Condoleezza Rice came to Sacramento on Monday to honor two California community college programs and her late father, John W. Rice.
The longtime educator and secretary of state in the Bush administration stood in the courtyard of the California Museum and spoke about diversity and her family's legacy.
She also praised Sacramento City College and Los Angeles Valley College, this year's winners of the John W. Rice Diversity and Equity Award. The award is given to state community college programs, districts or individuals that have best promoted staff and faculty diversity and student equity.
"The winners represent what my father stands for," Rice said.
Last school year, Sacramento City College's Cultural Democracy Initiative offered 72 workshops. Faculty members involved in the program also helped host a statewide community college diversity conference attended by more than 200 people from 32 colleges.

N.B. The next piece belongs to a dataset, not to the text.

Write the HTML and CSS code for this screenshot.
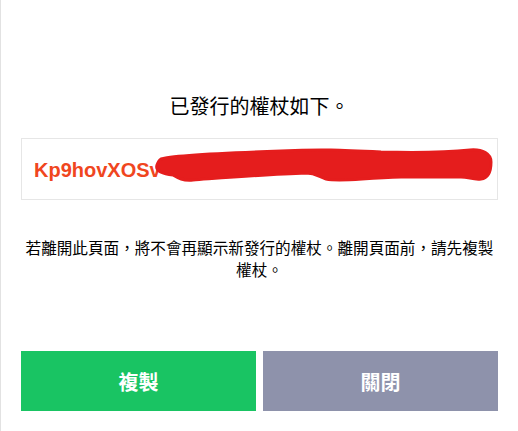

The Los Angeles Valley College Early Start Program worked with some students at a high school predominantly serving poor families. Program officials boast that all its students have gone on to attend prestigious universities like Harvard, Yale and Stanford.
Sacramento City College President Kathryn Jeffery's voice cracked as she spoke about the importance of the award, and remembered sitting at a lunch counter where people didn't want to serve her. "The issue of race and cultural diversity is still a lesson we are trying to learn and master in the United States," Jeffery said.
The focus Monday morning was clearly on the legacy of John Rice, who died in 2000.
Speaker after speaker lauded him as an educator who spent his life promoting the ideals of diversity and equity. Many reminisced about his eight-year tenure on the California Community Colleges Board of Governors, which established the award in his honor in 2001.
Rice said the family legacy actually began with her grandfather "an education evangelist." He was the son of a sharecropper in Alabama who wanted nothing more than an education. He used cotton to pay his way to Stillman College in Alabama. But it didn't last long enough for him to graduate. Then he learned scholarships were given to men who wanted to become Presbyterian ministers.
"So, our family have been Presbyterian and college-educated ever since," she said.
She also took a moment to talk about how America is viewed in the world.
"Our national myth is the log cabin," Rice said. "That you can come from humble circumstances and do great things." That's what has brought immigrants to this country for years, she said.
"We've got to keep welcoming these people," Rice said.
She said that hard work and ambition allow people to reach their full potential. She pointed at community colleges as a route people can take to reach this potential.
"If America is all right, the world will be all right, too," Rice said.